Neodarkmatter Dec 29th 2010 3:22PM
I find making these into cookies more appealing. Not only do you get a good food buff from them but it costs nothing but the card and flour and you still get the card flipped over back when you eat it.
Adoisin Dec 29th 2010 6:09PM
Same, I have been selling the cookies. At least people get a buff out of them if they don't get a good fortune card!
Trelteth Dec 29th 2010 3:26PM
I'm guilty of buying these by the boatload. I'll buy a stack, flip them, tell myself that NO more after this stack! Then find myself running back in to the AH and buying a bunch more. Haven't got anything decent but a green one that sells for 20g. I'm made of money though and have nothing better to spend my excess gold on at the moment... other than gambling :P
Hyacin Dec 30th 2010 8:11AM
Ha! Same here ... even knowing the odds I just can't stop buying them ... it's horrible ...
Ragen Dec 29th 2010 3:25PM
It's exactly why locals in Vegas usually don't like gambling: We know exactly how hard it can hit you.
I also really like that Blizzard added these cards into the game, because it makes for a wonderful Ink sink which will help keep demand for inks quite high.
Caz Dec 29th 2010 3:26PM
My scribe is an alt that I've not leveled in a while, but I'm interested in maxing out Inscription since it'll only be the second crafting profession I've had at max level (excluding cooking).

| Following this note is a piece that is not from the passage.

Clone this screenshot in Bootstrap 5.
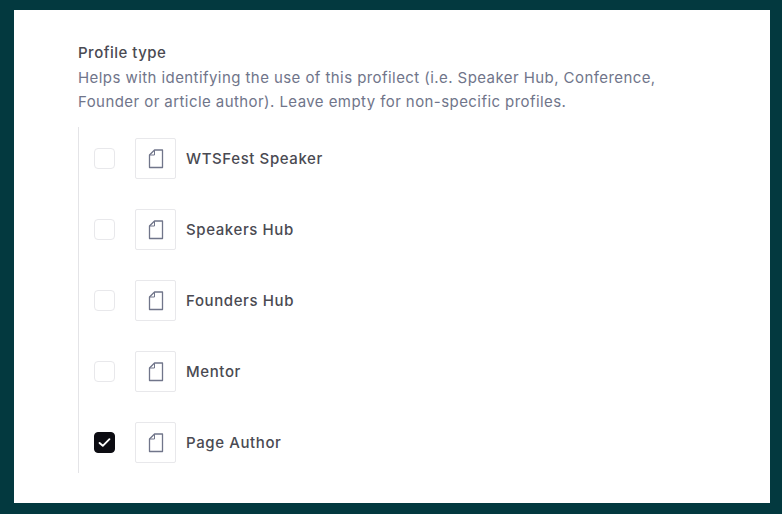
<!DOCTYPE html>
<html lang="en">
<head>
<meta charset="utf-8">
<title>Profile type</title>
<link href="https://cdn.jsdelivr.net/npm/bootstrap@5.3.0/dist/css/bootstrap.min.css" rel="stylesheet">
<style>
html,body{height:100%}
body{background:#03393f;font-family:Inter,"Liberation Sans",sans-serif;padding:10px 12px 11px 14px;overflow:hidden}
.sheet{background:#fff;height:493px;padding:33px 64px 0}
.field-title{font-size:15px;font-weight:500;color:#4a4a52;line-height:20px;margin:0 0 3px;letter-spacing:.5px}
.field-help{font-size:15px;color:#70758a;line-height:24px;margin:0 0 13px;height:48px;width:590px;letter-spacing:.43px}
.opts{border-left:1px solid #e4e4e7;height:346px;padding:11px 0 0 15px;gap:30px}
.opt{height:41px;gap:20px}
.opt .form-check-input{width:21px;height:21px;margin:0;border:1.5px solid #e8e8eb;border-radius:4px;flex:none}
.opt .form-check-input:checked{background-color:#0c0c12;border-color:#0c0c12;background-image:url("data:image/svg+xml,%3csvg xmlns='http://www.w3.org/2000/svg' viewBox='0 0 20 20'%3e%3cpath fill='none' stroke='%23fff' stroke-linecap='round' stroke-linejoin='round' stroke-width='2' d='m4.8 10.5 3.4 3 7-7'/%3e%3c/svg%3e")}
.thumb{width:41px;height:41px;border:1px solid #e8e8eb;border-radius:2px;flex:none}
.opt label{font-size:15px;font-weight:500;color:#4a4a52;margin-left:-10px;padding-top:2px;letter-spacing:.6px}
</style>
</head>
<body>
<div class="sheet">
<p class="field-title">Profile type</p>
<p class="field-help">Helps with identifying the use of this profilect (i.e. Speaker Hub, Conference, Founder or article author). Leave empty for non-specific profiles.</p>
<div class="opts d-flex flex-column">
<div class="opt d-flex align-items-center"><input class="form-check-input" type="checkbox" id="o1"><span class="thumb d-flex align-items-center justify-content-center"><svg width="16" height="20" viewBox="0 0 16 20" fill="none" stroke="#70758a" stroke-width="1.3" stroke-linejoin="round"><path d="M1.5 6 6.5 1H14.5V18.5H1.5Z"/><path d="M6.5 1V6H1.5" stroke-width="1"/></svg></span><label for="o1">WTSFest Speaker</label></div>
<div class="opt d-flex align-items-center"><input class="form-check-input" type="checkbox" id="o2"><span class="thumb d-flex align-items-center justify-content-center"><svg width="16" height="20" viewBox="0 0 16 20" fill="none" stroke="#70758a" stroke-width="1.3" stroke-linejoin="round"><path d="M1.5 6 6.5 1H14.5V18.5H1.5Z"/><path d="M6.5 1V6H1.5" stroke-width="1"/></svg></span><label for="o2">Speakers Hub</label></div>
<div class="opt d-flex align-items-center"><input class="form-check-input" type="checkbox" id="o3"><span class="thumb d-flex align-items-center justify-content-center"><svg width="16" height="20" viewBox="0 0 16 20" fill="none" stroke="#70758a" stroke-width="1.3" stroke-linejoin="round"><path d="M1.5 6 6.5 1H14.5V18.5H1.5Z"/><path d="M6.5 1V6H1.5" stroke-width="1"/></svg></span><label for="o3">Founders Hub</label></div>
<div class="opt d-flex align-items-center"><input class="form-check-input" type="checkbox" id="o4"><span class="thumb d-flex align-items-center justify-content-center"><svg width="16" height="20" viewBox="0 0 16 20" fill="none" stroke="#70758a" stroke-width="1.3" stroke-linejoin="round"><path d="M1.5 6 6.5 1H14.5V18.5H1.5Z"/><path d="M6.5 1V6H1.5" stroke-width="1"/></svg></span><label for="o4">Mentor</label></div>
<div class="opt d-flex align-items-center"><input class="form-check-input" type="checkbox" id="o5" checked><span class="thumb d-flex align-items-center justify-content-center"><svg width="16" height="20" viewBox="0 0 16 20" fill="none" stroke="#70758a" stroke-width="1.3" stroke-linejoin="round"><path d="M1.5 6 6.5 1H14.5V18.5H1.5Z"/><path d="M6.5 1V6H1.5" stroke-width="1"/></svg></span><label for="o5">Page Author</label></div>
</div>
</div>
<script src="https://cdn.jsdelivr.net/npm/bootstrap@5.3.0/dist/js/bootstrap.bundle.min.js"></script>
</body>
</html>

Right now, I need a break from all crafting - I'm angry at auction house shenanigans, and sick of getting totally gouged on mats only to end up at a despairing loss. 1000+ gold spent on materials to make a bag that I find is only selling for 300-350 because each tailor continuously undercuts the guy above them.
Lorne Pearl Dec 29th 2010 5:43PM
Hey, are you on Korialstrasz? Don't worry, my bag sold, so your 500g bags are now the lowest again.